The Dutch Teamster and the Mob

In my previous blogpost, “The Minister and the Mob,” I wrote about the struggles of a man leading a congregation against evil in the world. This post is a distinct but related story about a man standing up for his beliefs and what he knew to be right and paying the ultimate price for it.
On May 22, 1864, Sipke Hoekstra was born in Oostdonheradeel, Friesland. His father worked in peat fields and young Sipke was the eldest of seven children. In 1884, Hoekstra entered the Dutch military to fulfill his obligations to his country. In 1892, a year after his discharge, he married Bartha Dijk. The couple emigrated to Chicago in January of the following year and he found work as a gardener. The family lived in Roseland for a time before moving to “Groninger Hook,” where they attended a Christian Reformed Church congregation and he became a beloved elder.

An entrepreneur at heart, Hoekstra wanted something more than working as a gardener. In the late 1890’s he acquired a kerosene peddling business by outwitting a swindler. In short, the swindler would sell the peddling business to a naive immigrant fresh “off the boat.” When the immigrant failed, the swindler would buy back the business.
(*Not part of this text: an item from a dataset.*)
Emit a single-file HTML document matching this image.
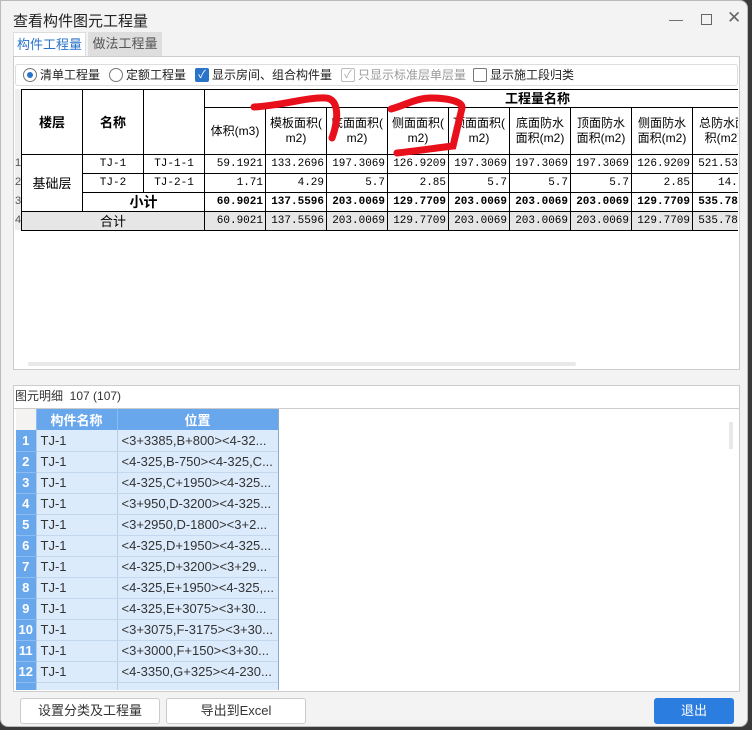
<!DOCTYPE html>
<html><head><meta charset="utf-8"><style>
*{margin:0;padding:0;box-sizing:border-box}
body{width:752px;height:730px;overflow:hidden;background:#3a3a3a;font-family:"Liberation Sans","Noto Sans CJK SC",sans-serif;position:relative}
.win{position:absolute;left:0;top:0;width:748px;height:727px;background:#f3f3f3;border-radius:0 8px 8px 8px;border:1px solid #bbb}
.abs{position:absolute}
.title{left:12px;top:9px;font-size:15px;color:#222}
.tab{top:31px;height:24px;font-size:13px;line-height:24px;text-align:center}
table{border-collapse:collapse;table-layout:fixed}
.t1 td{border:1px solid #000;font-size:11px;height:19px;line-height:17px;padding:0 2px;white-space:nowrap;overflow:hidden;font-family:"Liberation Mono","Noto Sans CJK SC",monospace;text-align:right}
.t1 .c{text-align:center}
.t1 .h{font-family:"Liberation Sans","Noto Sans CJK SC",sans-serif;text-align:center;line-height:15px;font-size:12px}
.t1 b{font-weight:bold}
.t2 td{height:21px;font-size:13px;border-right:1px solid #b9cfe8;border-bottom:1px solid #c3d8ef;background:#dcebfc;padding-left:4px;white-space:nowrap;overflow:hidden;color:#333}
.t2 td.n{background:#69a7ec;color:#fff;font-weight:bold;text-align:center;padding:0;border-bottom:1px solid #8bbcf2}
.t2 th{height:21px;background:#69a7ec;color:#fff;font-size:13px;border-right:1px solid #8bbcf2}
.btn{top:697px;height:26px;border:1px solid #ccc;background:#fff;border-radius:3px;font-size:13px;text-align:center;line-height:24px;color:#333}
.opt{font-size:12px}
</style></head><body>
<div class="win">
<div class="abs title">查看构件图元工程量</div>
<div class="abs" style="left:668px;top:10px;font-size:14px;color:#666">—</div>
<div class="abs" style="left:700px;top:13px;width:11px;height:11px;border:1px solid #666"></div>
<div class="abs" style="left:726px;top:7px;font-size:17px;color:#666">✕</div>
<div class="abs tab" style="left:12px;width:73px;background:#fff;color:#2a73c9;border:1px solid #ddd;border-bottom:none">构件工程量</div>
<div class="abs tab" style="left:87px;width:74px;background:#dedede;color:#555">做法工程量</div>
<div class="abs" style="left:12px;top:55px;width:727px;height:314px;background:#fff;border:1px solid #ccc"></div>
<div class="abs" style="left:14px;top:63px;width:723px;height:22px;border:1px solid #ddd;border-radius:3px;line-height:20px;color:#222">
 <span class="abs" style="left:7px;top:3px;width:14px;height:14px;border:1px solid #777;border-radius:50%"></span><span class="abs" style="left:11px;top:7px;width:6px;height:6px;background:#2a73c9;border-radius:50%"></span>
 <span class="abs opt" style="left:24px">清单工程量</span>
 <span class="abs" style="left:93px;top:3px;width:14px;height:14px;border:1px solid #777;border-radius:50%"></span>
 <span class="abs opt" style="left:110px">定额工程量</span>
 <span class="abs" style="left:179px;top:3px;width:14px;height:14px;background:#2a73c9;border-radius:2px;color:#fff;font-size:11px;line-height:14px;text-align:center">✓</span>
 <span class="abs opt" style="left:196px">显示房间、组合构件量</span>
 <span class="abs" style="left:325px;top:3px;width:14px;height:14px;border:1px solid #bbb;border-radius:2px;color:#aaa;font-size:11px;line-height:13px;text-align:center">✓</span>
 <span class="abs opt" style="left:342px;color:#999">只显示标准层单层量</span>
 <span class="abs" style="left:457px;top:3px;width:14px;height:14px;border:1px solid #777;border-radius:2px"></span>
 <span class="abs opt" style="left:474px">显示施工段归类</span>
</div>
<div class="abs" style="left:14px;top:88px;width:6px;height:141px;background:#eee;font-size:11px;color:#555;overflow:hidden;line-height:19px">
<div style="height:65px"></div><div>1</div><div>2</div><div>3</div><div style="height:19px">4</div></div>
<div class="abs" style="left:20px;top:88px;width:717px;overflow:hidden">
<table class="t1" style="width:793px">
<colgroup><col style="width:61px"><col style="width:61px"><col style="width:61px"><col style="width:61px"><col style="width:61px"><col style="width:61px"><col style="width:61px"><col style="width:61px"><col style="width:61px"><col style="width:61px"><col style="width:61px"><col style="width:61px"><col style="width:61px"></colgroup>
<tr style="height:18px"><td rowspan="2" class="h" style="font-weight:bold;font-size:13px">楼层</td><td rowspan="2" class="h" style="font-weight:bold;font-size:13px">名称</td><td rowspan="2"></td><td colspan="10" class="h" style="height:18px;font-weight:bold;font-size:13px;text-align:left;padding-left:300px">工程量名称</td></tr>
<tr style="height:47px"><td class="h">体积(m3)</td><td class="h">模板面积(<br>m2)</td><td class="h">底面面积(<br>m2)</td><td class="h">侧面面积(<br>m2)</td><td class="h">顶面面积(<br>m2)</td><td class="h">底面防水<br>面积(m2)</td><td class="h">顶面防水<br>面积(m2)</td><td class="h">侧面防水<br>面积(m2)</td><td class="h">总防水面<br>积(m2)</td><td></td></tr>
<tr><td rowspan="3" class="h" style="font-size:13px">基础层</td><td class="c">TJ-1</td><td class="c">TJ-1-1</td><td>59.1921</td><td>133.2696</td><td>197.3069</td><td>126.9209</td><td>197.3069</td><td>197.3069</td><td>197.3069</td><td>126.9209</td><td>521.5355</td><td></td></tr>
<tr><td class="c">TJ-2</td><td class="c">TJ-2-1</td><td>1.71</td><td>4.29</td><td>5.7</td><td>2.85</td><td>5.7</td><td>5.7</td><td>5.7</td><td>2.85</td><td>14.25</td><td></td></tr>
<tr><td colspan="2" class="h" style="font-weight:bold;font-size:14px">小计</td><td><b>60.9021</b></td><td><b>137.5596</b></td><td><b>203.0069</b></td><td><b>129.7709</b></td><td><b>203.0069</b></td><td><b>203.0069</b></td><td><b>203.0069</b></td><td><b>129.7709</b></td><td><b>535.7847</b></td><td></td></tr>
<tr style="background:#e6e6e6"><td colspan="3" class="h" style="font-size:13px">合计</td><td>60.9021</td><td>137.5596</td><td>203.0069</td><td>129.7709</td><td>203.0069</td><td>203.0069</td><td>203.0069</td><td>129.7709</td><td>535.7847</td><td></td></tr>
</table></div>
<div class="abs" style="left:27px;top:361px;width:548px;height:4px;background:#e8e8e8;border-radius:2px"></div>
<svg class="abs" style="left:0;top:0" width="752" height="200"><path d="M253 106 C285 104 305 96 325 97 C338 98 338 118 331 137" stroke="#e8101a" stroke-width="7" fill="none" stroke-linecap="round"/><path d="M390 108 C405 104 415 97 430 97 C445 97 462 100 461 107 C458 120 455 132 452 145 C435 147 415 150 396 152" stroke="#e8101a" stroke-width="7" fill="none" stroke-linecap="round"/></svg>
<div class="abs" style="left:12px;top:384px;width:727px;height:307px;background:#fff;border:1px solid #ccc"></div>
<div class="abs" style="left:12px;top:407px;width:727px;height:1px;background:#ccc"></div>
<div class="abs" style="left:14px;top:386px;font-size:12px;color:#333">图元明细 &nbsp;107 (107)</div>
<div class="abs" style="left:728px;top:421px;width:4px;height:27px;background:#e8e8e8"></div>
<div class="abs" style="left:15px;top:408px;width:263px;height:281px;overflow:hidden;background:#dcebfc">
<table class="t2" style="width:262px"><colgroup><col style="width:20px"><col style="width:81px"><col style="width:161px"></colgroup>
<tr><th style="background:#f5f2f2"></th><th>构件名称</th><th>位置</th></tr>
<tr><td class="n">1</td><td>TJ-1</td><td>&lt;3+3385,B+800&gt;&lt;4-32...</td></tr>
<tr><td class="n">2</td><td>TJ-1</td><td>&lt;4-325,B-750&gt;&lt;4-325,C...</td></tr>
<tr><td class="n">3</td><td>TJ-1</td><td>&lt;4-325,C+1950&gt;&lt;4-325...</td></tr>
<tr><td class="n">4</td><td>TJ-1</td><td>&lt;3+950,D-3200&gt;&lt;4-325...</td></tr>
<tr><td class="n">5</td><td>TJ-1</td><td>&lt;3+2950,D-1800&gt;&lt;3+2...</td></tr>
<tr><td class="n">6</td><td>TJ-1</td><td>&lt;4-325,D+1950&gt;&lt;4-325...</td></tr>
<tr><td class="n">7</td><td>TJ-1</td><td>&lt;4-325,D+3200&gt;&lt;3+29...</td></tr>
<tr><td class="n">8</td><td>TJ-1</td><td>&lt;4-325,E+1950&gt;&lt;4-325,...</td></tr>
<tr><td class="n">9</td><td>TJ-1</td><td>&lt;4-325,E+3075&gt;&lt;3+30...</td></tr>
<tr><td class="n">10</td><td>TJ-1</td><td>&lt;3+3075,F-3175&gt;&lt;3+30...</td></tr>
<tr><td class="n">11</td><td>TJ-1</td><td>&lt;3+3000,F+150&gt;&lt;3+30...</td></tr>
<tr><td class="n">12</td><td>TJ-1</td><td>&lt;4-3350,G+325&gt;&lt;4-230...</td></tr>
<tr><td class="n"></td><td></td><td></td></tr>
</table>
<div class="abs" style="left:262px;top:0;width:2px;height:281px;background:#8aa9cc"></div>
</div>
<div class="abs btn" style="left:19px;width:140px">设置分类及工程量</div>
<div class="abs btn" style="left:165px;width:140px">导出到Excel</div>
<div class="abs btn" style="left:653px;width:80px;background:#2b7de0;border-color:#2b7de0;color:#fff">退出</div>
</div>
</body></html>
To ensure failure, the swindler would show the immigrant a convoluted and inefficient sales route.
The quick-witted Hoekstra bested the swindler by buying the route for $100 and then buying the swindler’s horse for another $100. A farmer growing up, he understood that the horse knew the correct route if given its head. His horse and buggy operation quickly became a successful business and he began looking for more new business opportunities.
In 1904, Hoekstra switched his business from kerosene oil to trash and cinders and changed the company name to Samuel Hoekstra Teaming. The new company developed into a booming enterprise, with a growing number of employees and horses.
In 1905, the city banned the practice of spreading cinders on paved alleys. In a stroke of genius, Hoekstra realized he could take the cinders he collected and use them as bedding material for concrete sidewalks. By seizing opportunities like this, the canny Hoekstra turned himself into one of the most successful Dutch immigrants in Chicago.

Despite his success in business, Hoekstra remained a farmer at heart. He dreamed of owning land and operating his own farm.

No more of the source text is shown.